I bought small bench top drill press a couple months ago to dedicate to “wood only” drilling and with hopes that I could affix a drill press table with fence. I was pleasantly surprised when I unpacked the drill press since there was virtually no measureable runout at the 1/2” bit just outside the chuck, the laser was spot on, and it ran very smoothly and quietly. I had a drill press table that I had recently built but found that I was having to remove and replace it frequently on my floor model drill press to drill metal projects, avoiding the metal shavings and oil.

I used some hanger bolts and knobs to fix this wood d.p. table to the metal one, an improvement over the awkward clamps when I used it on the floor model. It did not take long to discover a shortcoming; the table elevation crank could not clear the underside of the wooden table so that table would have to be removed to make more than minor changes to the table height.

In looking for solutions, I considered adding a coupling and a 6” extension to the handle shaft until I measured carefully to find the handle shaft was 0.55” instead of a standard 1/2”. I decided to build a wooden push-on knob since the new table with wooden table is not very heavy and the rack and pinion action is fairly smooth.

To start, I cut out two pieces from some scrap oak 3/4”plywood that measure 2-1/8” in diameter. One I drilled through the center with a 1/2” Forstner bit and enlarged it with a round rasp until it fit tightly on the 0.55” handle shaft of the drill press. The next piece added was a slice from a 1/2” dowel to provide a flat area to match the flat area on the handle shaft. I glued that in place inside the plywood round and pushed it on to the handle shaft to provide “clamping pressure” while the glue set. I carefully wiggled it from the shaft and glued the other plywood round to it.

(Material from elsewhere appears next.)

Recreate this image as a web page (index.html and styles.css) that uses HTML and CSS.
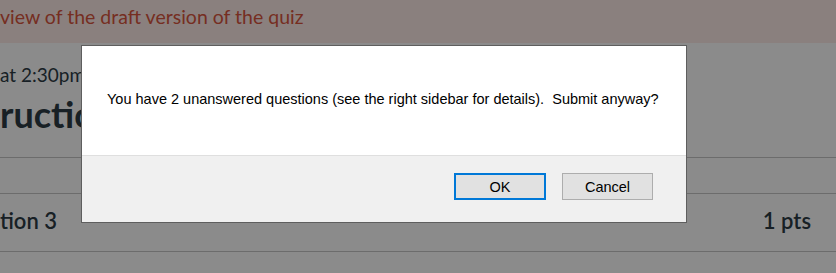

For finishing touches I sanded six lobes into the circumference and softened the edges of the knob. I inserted a thin metal shim on the flat spot when I pushed it onto the shaft and gave it a couple taps with a rubber hammer to seat it.


The 1-1/2” thick knob is easy to grip. It works well though not as fast as an offset handle that you crank. Shop-made solutions are always fun and no out-of-pocket cost is lagniappe (a little something extra).

-- Like Guy Clark sez - "Sometimes I use my head, Sometimes I get a bigger hammer"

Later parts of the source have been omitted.